Two Black Military History Events

Isaac Sanders

Clay County Histories

Markus Krueger | Program Director HCSCC

Fans of military history and fans of Black history will have two events to go to at Minnesota State University Moorhead in early November.
Now on display in the Roland Dille Center for the Arts Gallery on MSUM campus is an exhibit called True Sons of Freedom. It is a collection of 24 photographs and short bios of African American World War I soldiers from Virginia. The First World War was an important time in African American history. For the men in these pictures, the Civil War was as close in time as we are from the Vietnam War. Most of these soldiers’ grandparents would have grown up enslaved and they would have known grey-haired veterans who escaped slavery to fight in the US Army. After the war, white supremacists reestablished control over several Southern states, including Virginia where the men in these photographs lived.
The Jim Crow system of racial segregation depended on violence and convincing everyone of the lie that we are not all created equal. But in 1917, when the USA entered the largest war that the world had yet seen, we sent four million young Americans to France to fight for freedom and democracy. African American young men left the South and found out that it doesn’t have to be this way. Certainly racism was encountered throughout their service, but they were treated better in New York City and war-torn France than they were in Virginia. There’s a certain dignity that comes with the uniform and African American soldiers fought with distinction in the trenches. They came home changed.
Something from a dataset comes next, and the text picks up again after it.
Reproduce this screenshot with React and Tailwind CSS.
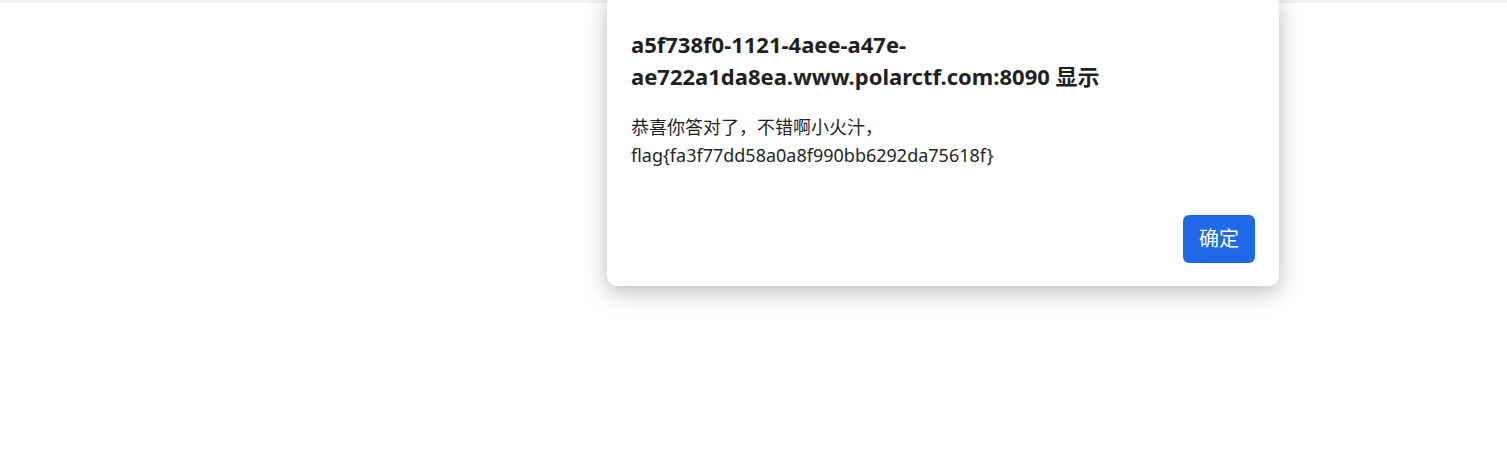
export default function App() {
  return (
    <div className="relative h-[451px] w-[1507px] overflow-hidden bg-white" style={{ fontFamily: '"Noto Sans", "Noto Sans CJK SC", sans-serif' }}>
      {/* page top edge */}
      <div className="h-[3px] w-full bg-[#f0f0f0]" />

      {/* alert dialog */}
      <div className="absolute left-[607px] top-[-6px] flex h-[292px] w-[672px] flex-col rounded-[10px] bg-white px-6 pt-[34px] pb-[23px] shadow-[0_6px_22px_rgba(0,0,0,0.28)]">
        <h2 className="text-[22px] font-bold leading-[32px] text-[#1f1f1f]">
          a5f738f0-1121-4aee-a47e-
          <br />
          ae722a1da8ea.www.polarctf.com:8090 显示
        </h2>
        <p className="mt-[21px] text-[18px] leading-[28px] text-[#1f1f1f]">
          恭喜你答对了，不错啊小火汁，
          <br />
          flag{'{'}fa3f77dd58a0a8f990bb6292da75618f{'}'}
        </p>
        <div className="mt-auto flex justify-end">
          <button className="h-12 w-[72px] rounded-md bg-[#1f6ae8] text-[20px] text-white">确定</button>
        </div>
      </div>
    </div>
  )
}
One of the soldiers in the exhibit is Isaac Sanders. Isaac spent 67 days in combat and returned home believing that he “should get a square deal before the law and everywhere that requires right and justice.” Many of the 40,000 or so returning African American veterans believed the same. They added their energy to the Civil Rights Movement during the hard times of the 1920s-30s. Unwilling to live under Jim Crow, many moved North in the Great Migration. They taught their children and grandchildren. They were in their 60s and 70s when the Civil Rights Act (1964) and the Voting Rights Act (1965) overturned most of the so-called Jim Crow laws. Isaac Sanders became a machinist in Philadelphia and died in 1988.
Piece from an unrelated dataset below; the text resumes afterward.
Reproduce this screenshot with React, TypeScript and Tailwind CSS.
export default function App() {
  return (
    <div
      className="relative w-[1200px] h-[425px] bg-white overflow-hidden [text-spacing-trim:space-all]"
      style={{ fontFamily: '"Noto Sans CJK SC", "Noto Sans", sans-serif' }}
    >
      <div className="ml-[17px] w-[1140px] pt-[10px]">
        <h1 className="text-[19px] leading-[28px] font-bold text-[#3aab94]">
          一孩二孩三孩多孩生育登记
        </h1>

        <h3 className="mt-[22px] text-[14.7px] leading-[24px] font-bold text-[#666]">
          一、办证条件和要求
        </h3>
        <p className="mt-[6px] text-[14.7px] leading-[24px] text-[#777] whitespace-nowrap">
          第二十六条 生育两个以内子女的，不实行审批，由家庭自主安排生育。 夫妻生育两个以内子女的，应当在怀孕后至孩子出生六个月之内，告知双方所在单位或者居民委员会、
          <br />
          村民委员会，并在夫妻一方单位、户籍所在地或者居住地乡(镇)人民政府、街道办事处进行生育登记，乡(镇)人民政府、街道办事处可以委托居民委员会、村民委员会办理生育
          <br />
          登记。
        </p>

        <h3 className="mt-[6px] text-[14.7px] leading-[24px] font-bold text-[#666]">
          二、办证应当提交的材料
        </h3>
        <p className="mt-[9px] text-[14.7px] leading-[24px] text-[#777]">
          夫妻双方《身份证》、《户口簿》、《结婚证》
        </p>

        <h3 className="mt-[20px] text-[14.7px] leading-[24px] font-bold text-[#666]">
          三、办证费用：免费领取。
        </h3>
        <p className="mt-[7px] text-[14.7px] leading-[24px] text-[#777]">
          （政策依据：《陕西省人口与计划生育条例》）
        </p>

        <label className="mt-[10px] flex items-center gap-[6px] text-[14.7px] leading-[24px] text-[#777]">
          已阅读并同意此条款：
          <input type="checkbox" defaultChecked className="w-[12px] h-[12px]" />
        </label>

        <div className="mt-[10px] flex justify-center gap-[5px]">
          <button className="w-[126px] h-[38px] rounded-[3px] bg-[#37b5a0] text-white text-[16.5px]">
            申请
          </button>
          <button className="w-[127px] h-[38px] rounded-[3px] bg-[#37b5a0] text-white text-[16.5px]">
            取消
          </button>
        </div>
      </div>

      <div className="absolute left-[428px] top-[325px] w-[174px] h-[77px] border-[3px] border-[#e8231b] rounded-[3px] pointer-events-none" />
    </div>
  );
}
On Monday, November 6 at 4:30, we will meet at Gaede Stage near the art gallery to hear remarks from Dave Bellefuille of the Minnesota Department of Veterans Affairs, MSUM Provost Dr. Arrick Jackson, and I’ll say a few words, too. Then I have to rush off to Junkyard Brewing Company for History on Tap at 6pm to talk about local Prohibition Rum Runners. You can come to that, too.
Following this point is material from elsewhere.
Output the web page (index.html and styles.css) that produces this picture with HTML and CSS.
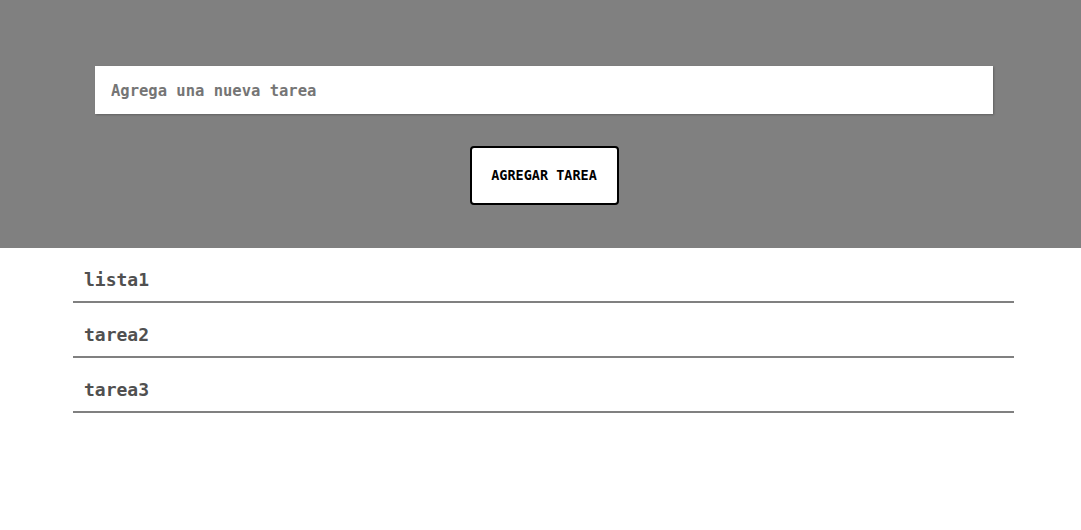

And on Saturday morning, November 4, at 11am, we will be unveiling the statue of Felix Battles, “the pioneer barber of the Red River Valley.” The statue of this Moorhead African American pioneer will stand in front of his old house, which is now the Center for Business at Minnesota State University Moorhead. Felix, a veteran of the Civil War, is depicted in his army uniform to honor the service of the 209,000 African American US Soldiers who helped defeat the Confederacy and end slavery in America. Felix’s statue will be one of about 40 monuments nation-wide that look at African American experiences in the Civil War.